WGTA
- Summerville, Georgia; United States;
- Broadcast area: Rome metropolitan area, Georgia
- Frequency: 950 kHz

Programming
- Format: Regional Mexican
- Affiliations: Westwood One

Ownership
- Owner: Azteca Communications, Inc.
- Sister stations: WAZX, WAZX-FM, WCOC

History
- First air date: August 27, 1950
- Last air date: November 2014

Technical information
- Facility ID: 67648
- Class: D
- Power: 5,000 watts (day); 110 watts (night);
- Transmitter coordinates: 34°27′53.3″N 85°21′11.8″W﻿ / ﻿34.464806°N 85.353278°W

Links
- Website: laquebuenaatlanta.com

= WGTA (AM) =

Radio station in Summerville, Georgia (1950–2014)

WGTA (950 AM, "Radio La Que Buena") was a radio station broadcasting a regional Mexican music format.
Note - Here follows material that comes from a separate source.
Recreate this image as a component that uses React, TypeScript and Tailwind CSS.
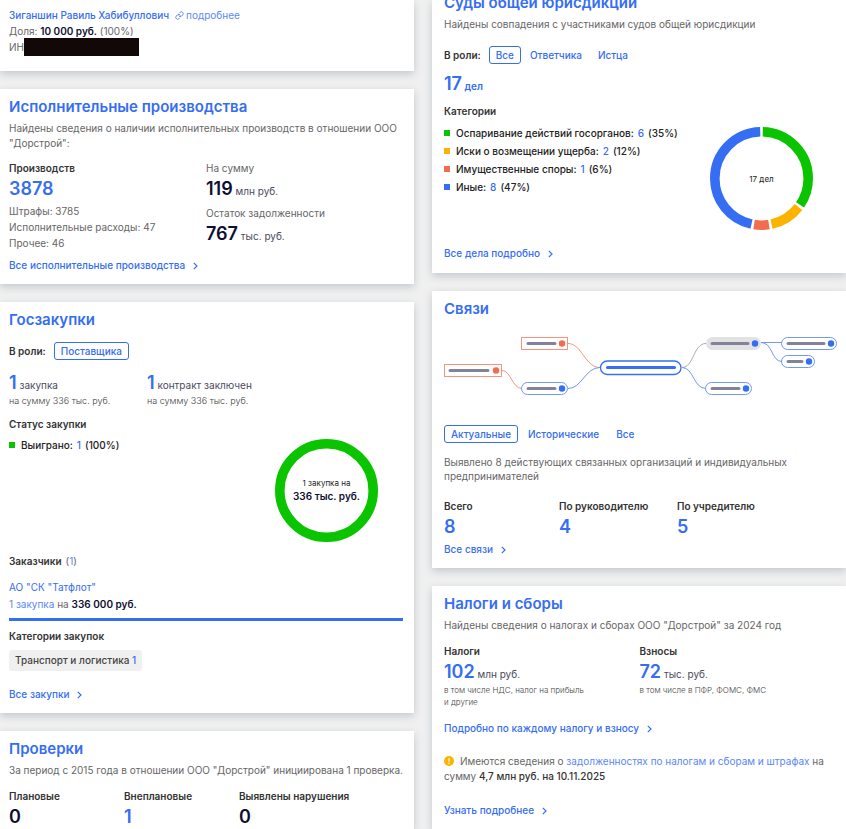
import { ReactNode } from "react";
import clsx from "clsx";
import { Link as LinkIcon } from "lucide-react";

type Slice = { label: string; count: number; percent: number; color: string };

const COURT_SLICES: Slice[] = [
  { label: "Оспаривание действий госорганов", count: 6, percent: 35, color: "#0ac400" },
  { label: "Иски о возмещении ущерба", count: 2, percent: 12, color: "#fab400" },
  { label: "Имущественные споры", count: 1, percent: 6, color: "#f26c4f" },
  { label: "Иные", count: 8, percent: 47, color: "#356df3" },
];

const PURCHASE_SLICES: Slice[] = [
  { label: "Выиграно", count: 1, percent: 100, color: "#0ac400" },
];

function Card({ children, className }: { children: ReactNode; className?: string }) {
  return (
    <section
      className={clsx(
        "bg-white pr-[11px] shadow-[0_3px_8px_rgba(90,110,120,0.3)]",
        className,
      )}
    >
      {children}
    </section>
  );
}

function Title({ children }: { children: ReactNode }) {
  return (
    <h2 className="text-[15px] leading-5 font-semibold text-[#356df3]">
      <a href="#">{children}</a>
    </h2>
  );
}

function Label({ children, className }: { children: ReactNode; className?: string }) {
  return (
    <h3 className={clsx("font-semibold leading-[15px] text-[#333]", className)}>
      {children}
    </h3>
  );
}

function Figure({
  value,
  unit,
  dark,
}: {
  value: ReactNode;
  unit?: string;
  dark?: boolean;
}) {
  return (
    <p className="h-[25px] leading-[25px] whitespace-nowrap text-[#4a4a5e]">
      <span
        className={clsx(
          "text-[18px] font-semibold",
          dark ? "text-[#0f0f33]" : "text-[#356df3]",
        )}
      >
        {value}
      </span>
      {unit && <> {unit}</>}
    </p>
  );
}

function MoreLink({ children, className }: { children: ReactNode; className?: string }) {
  return (
    <div className={clsx("flex leading-4 font-medium", className)}>
      <a href="#" className="flex items-center gap-2 text-[#356df3]">
        {children}
        <svg width="5" height="8" viewBox="0 0 5 8" fill="none" className="mt-px">
          <path d="M0.8 0.8 4 4 0.8 7.2" stroke="currentColor" strokeWidth="1.2" />
        </svg>
      </a>
    </div>
  );
}

function Chip({ children, active }: { children: ReactNode; active?: boolean }) {
  return (
    <button
      type="button"
      className={clsx(
        "h-[18px] rounded-[3px] border px-1.5 leading-4 font-medium text-[#356df3]",
        active ? "border-[#356df3]" : "border-transparent",
      )}
    >
      {children}
    </button>
  );
}

function Legend({ slices }: { slices: Slice[] }) {
  return (
    <ul className="leading-[18px] font-medium text-[#222]">
      {slices.map(({ label, count, percent, color }) => (
        <li key={label} className="flex items-center">
          <span className="mr-1.5 size-1.5" style={{ backgroundColor: color }} />
          {label}:
          <a href="#" className="mx-1 text-[#356df3]">
            {count}
          </a>
          ({percent}%)
        </li>
      ))}
    </ul>
  );
}

function Donut({ slices, children }: { slices: Slice[]; children: ReactNode }) {
  const gap = slices.length > 1 ? 0.9 : 0;
  let offset = 0;

  return (
    <div className="relative size-[103px] flex-none">
      <svg viewBox="0 0 103 103" className="size-full -rotate-90">
        {slices.map(({ label, percent, color }) => {
          const start = offset;
          offset += percent;
          return (
            <circle
              key={label}
              cx="51.5"
              cy="51.5"
              r="46.7"
              fill="none"
              stroke={color}
              strokeWidth="9.6"
              pathLength="100"
              strokeDasharray={gap ? `${percent - gap} ${100 - percent + gap}` : undefined}
              strokeDashoffset={-(start + gap / 2)}
            />
          );
        })}
      </svg>
      <div className="absolute inset-0 flex flex-col items-center justify-center text-center text-[#222]">
        {children}
      </div>
    </div>
  );
}

function ConnectionsChart() {
  return (
    <svg viewBox="0 0 394 64" fill="none" className="w-full" aria-hidden="true">
      <g stroke="#f7937f">
        <path d="M58 33.5c9 0 10 18 20 18" />
        <path d="M124 6.5c14 0 17 24 32 24" />
        <rect x="0.5" y="27.5" width="57" height="12" />
        <rect x="77.5" y="0.5" width="46" height="12" />
      </g>
      <path d="M238 30.5c12 0 11-24 24-24" stroke="#aaa" />
      <g stroke="#7297f7">
        <path d="M124 51.5c14 0 17-21 32-21" />
        <path d="M238 30.5c12 0 11 21 24 21" />
        <path d="M317 5.5h21M317 5.5c12 0 10 19 21 19" />
        <rect x="77.5" y="45.5" width="46" height="12" rx="6" />
        <rect x="261.5" y="45.5" width="46" height="12" rx="6" />
        <rect x="337.5" y="0.5" width="55" height="12" rx="6" />
        <rect x="337.5" y="18.5" width="33" height="12" rx="6" />
      </g>
      <rect x="262" y="0" width="55" height="13" rx="6.5" fill="#e2e2e2" />
      <rect x="156.5" y="24" width="80.5" height="13.5" rx="6.7" stroke="#356df3" strokeWidth="1.3" />
      <path d="M163.5 30.5h67" stroke="#356df3" strokeWidth="3" strokeLinecap="round" />
      <g stroke="#82839a" strokeWidth="3" strokeLinecap="round">
        <path d="M6 33.5h38M84 6.5h27M84 51.5h27M268 6.5h36M268 51.5h27M344 6.5h36M344 24.5h14" />
      </g>
      <g fill="#f26c4f">
        <circle cx="52" cy="33.5" r="3.2" />
        <circle cx="118" cy="6.5" r="3.2" />
      </g>
      <g fill="#356df3">
        <circle cx="118" cy="51.5" r="3.2" />
        <circle cx="311" cy="6.5" r="3.2" />
        <circle cx="302" cy="51.5" r="3.2" />
        <circle cx="387" cy="6.5" r="3.2" />
        <circle cx="365" cy="24.5" r="3.2" />
      </g>
    </svg>
  );
}

function FounderCard() {
  return (
    <Card className="pt-[7px] pb-4 pl-[9px] leading-4">
      <p className="flex items-center">
        <a href="#" className="font-medium text-[#356df3]">
          Зиганшин Равиль Хабибуллович
        </a>
        <a href="#" className="ml-1.5 flex items-center gap-0.5 text-[#5c88f5]">
          <LinkIcon size={9} className="text-[#356df3]" />
          подробнее
        </a>
      </p>
      <p>
        Доля: <b className="font-semibold text-[#0f0f33]">10 000 руб.</b> (100%)
      </p>
      <p className="flex h-4 items-center">
        ИН
        <span className="h-[18px] w-[115px] bg-[#120808]" />
      </p>
    </Card>
  );
}

function EnforcementCard() {
  return (
    <Card className="pt-2 pb-[11px] pl-[9px]">
      <Title>Исполнительные производства</Title>
      <p className="mt-1">
        Найдены сведения о наличии исполнительных производств в отношении ООО
        "Дорстрой":
      </p>
      <div className="mt-2.5 grid grid-cols-2">
        <div>
          <Label>Производств</Label>
          <Figure value={<a href="#">3878</a>} />
          <ul className="mt-0.5 leading-4">
            <li>Штрафы: 3785</li>
            <li>Исполнительные расходы: 47</li>
            <li>Прочее: 46</li>
          </ul>
        </div>
        <div>
          <p>На сумму</p>
          <Figure value="119" unit="млн руб." dark />
          <p className="mt-[5px]">Остаток задолженности</p>
          <Figure value="767" unit="тыс. руб." dark />
        </div>
      </div>
      <MoreLink className="mt-1.5">Все исполнительные производства</MoreLink>
    </Card>
  );
}

function PurchasesCard() {
  return (
    <Card className="pt-2 pb-[11px] pl-[9px]">
      <Title>Госзакупки</Title>
      <div className="mt-3 flex items-center gap-2">
        <Label>В роли:</Label>
        <Chip active>Поставщика</Chip>
      </div>
      <div className="mt-2.5 grid grid-cols-[138px_1fr]">
        <div>
          <Figure value="1" unit="закупка" />
          <p className="text-[9px] leading-3 font-light text-[#444]">на сумму 336 тыс. руб.</p>
        </div>
        <div>
          <Figure value="1" unit="контракт заключен" />
          <p className="text-[9px] leading-3 font-light text-[#444]">на сумму 336 тыс. руб.</p>
        </div>
      </div>
      <Label className="mt-2.5">Статус закупки</Label>
      <div className="mt-1 flex justify-between pr-[25px]">
        <Legend slices={PURCHASE_SLICES} />
        <div className="pt-[3px]">
          <Donut slices={PURCHASE_SLICES}>
            <span className="text-[8px] leading-3">1 закупка на</span>
            <b className="font-semibold text-[#0f0f33]">336 тыс. руб.</b>
          </Donut>
        </div>
      </div>
      <div className="mt-3 flex gap-1">
        <Label>Заказчики</Label>
        <span>
          (
          <a href="#" className="text-[#5c88f5]">
            1
          </a>
          )
        </span>
      </div>
      <p className="mt-[11px]">
        <a href="#" className="text-[#356df3]">
          АО "СК "Татфлот"
        </a>
      </p>
      <p className="mt-0.5">
        <a href="#" className="text-[#5c88f5]">
          1 закупка
        </a>{" "}
        на <b className="font-semibold text-[#0f0f33]">336 000 руб.</b>
      </p>
      <div className="mt-1.5 h-[3px] bg-[#356df3]" />
      <Label className="mt-2">Категории закупок</Label>
      <div className="mt-1.5 flex">
        <a
          href="#"
          className="rounded-[3px] bg-[#f0f0f0] px-1.5 leading-[21px] font-medium text-[#444]"
        >
          Транспорт и логистика <span className="text-[#356df3]">1</span>
        </a>
      </div>
      <MoreLink className="mt-[15px]">Все закупки</MoreLink>
    </Card>
  );
}

function InspectionsCard() {
  return (
    <Card className="flex-1 pt-2 pl-[9px]">
      <Title>Проверки</Title>
      <p className="-mr-1 mt-1">
        За период с 2015 года в отношении ООО "Дорстрой" инициирована 1 проверка.
      </p>
      <div className="mt-[11px] grid grid-cols-[115px_115px_1fr]">
        <div>
          <Label>Плановые</Label>
          <Figure value="0" dark />
        </div>
        <div>
          <Label>Внеплановые</Label>
          <Figure value="1" />
        </div>
        <div>
          <Label>Выявлены нарушения</Label>
          <Figure value="0" dark />
        </div>
      </div>
    </Card>
  );
}

function CourtsCard() {
  return (
    <Card className="pb-3 pl-3">
      <div className="-mt-[7px]">
        <Title>Суды общей юрисдикции</Title>
      </div>
      <p className="mt-1">Найдены совпадения с участниками судов общей юрисдикции</p>
      <div className="mt-3.5 flex items-center">
        <Label className="mr-2">В роли:</Label>
        <div className="flex gap-0.5">
          <Chip active>Все</Chip>
          <Chip>Ответчика</Chip>
          <Chip>Истца</Chip>
        </div>
      </div>
      <p className="mt-2 h-6 leading-6 font-semibold text-[#356df3]">
        <span className="text-[18px]">17</span> дел
      </p>
      <Label className="mt-2">Категории</Label>
      <div className="mt-[5px] flex justify-between pr-[22px]">
        <Legend slices={COURT_SLICES} />
        <div className="pt-[3px]">
          <Donut slices={COURT_SLICES}>
            <span className="text-[8px] leading-3">17 дел</span>
          </Donut>
        </div>
      </div>
      <MoreLink className="mt-[15px]">Все дела подробно</MoreLink>
    </Card>
  );
}

function ConnectionsCard() {
  return (
    <Card className="pt-2 pb-[11px] pl-3">
      <Title>Связи</Title>
      <div className="-mr-[3px] mt-[18px]">
        <ConnectionsChart />
      </div>
      <div className="mt-6 flex gap-[3px]">
        <Chip active>Актуальные</Chip>
        <Chip>Исторические</Chip>
        <Chip>Все</Chip>
      </div>
      <p className="mt-3 leading-[14px]">
        Выявлено 8 действующих связанных организаций и индивидуальных
        предпринимателей
      </p>
      <div className="mt-4 grid grid-cols-[115px_118px_1fr]">
        <div>
          <Label>Всего</Label>
          <Figure value="8" />
        </div>
        <div>
          <Label>По руководителю</Label>
          <Figure value="4" />
        </div>
        <div>
          <Label>По учредителю</Label>
          <Figure value="5" />
        </div>
      </div>
      <MoreLink className="mt-0.5">Все связи</MoreLink>
    </Card>
  );
}

function TaxesCard() {
  return (
    <Card className="flex-1 pt-2 pl-3">
      <Title>Налоги и сборы</Title>
      <p className="mt-1">Найдены сведения о налогах и сборах ООО "Дорстрой" за 2024 год</p>
      <div className="mt-[11px] grid grid-cols-2">
        <div>
          <Label>Налоги</Label>
          <Figure value="102" unit="млн руб." />
          <p className="text-[8px] leading-3 font-light text-[#444]">
            в том числе НДС, налог на прибыль
            <br />и другие
          </p>
        </div>
        <div>
          <Label>Взносы</Label>
          <Figure value="72" unit="тыс. руб." />
          <p className="text-[8px] leading-3 font-light text-[#444]">
            в том числе в ПФР, ФОМС, ФМС
          </p>
        </div>
      </div>
      <MoreLink className="mt-3">Подробно по каждому налогу и взносу</MoreLink>
      <p className="mt-[18px]">
        <svg width="10" height="10" viewBox="0 0 10 10" className="mr-1.5 inline-block align-[-1px]">
          <circle cx="5" cy="5" r="5" fill="#fab400" />
          <path d="M5 2.2v3.3M5 6.7v1.2" stroke="#fff" strokeWidth="1.3" />
        </svg>
        Имеются сведения о{" "}
        <a href="#" className="text-[#5c88f5]">
          задолженностях по налогам и сборам и штрафах
        </a>{" "}
        на сумму <b className="font-medium text-[#333]">4,7 млн руб. на 10.11.2025</b>
      </p>
      <MoreLink className="mt-[18px]">Узнать подробнее</MoreLink>
    </Card>
  );
}

export default function App() {
  return (
    <main className="grid min-h-screen grid-cols-2 gap-[18px] bg-[#f0f0f0] font-['Inter',sans-serif] text-[10px] leading-[15px] text-[#666]">
      <div className="flex flex-col gap-[18px]">
        <FounderCard />
        <EnforcementCard />
        <PurchasesCard />
        <InspectionsCard />
      </div>
      <div className="flex flex-col gap-[18px]">
        <CourtsCard />
        <ConnectionsCard />
        <TaxesCard />
      </div>
    </main>
  );
}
Licensed to Summerville, Georgia, United States, the station served the Rome metropolitan area, Georgia. The station was owned by Azteca Communications, Inc. and featured programming from Westwood One. WGTA surrendered its license to the Federal Communications Commission (FCC) on November 3, 2014.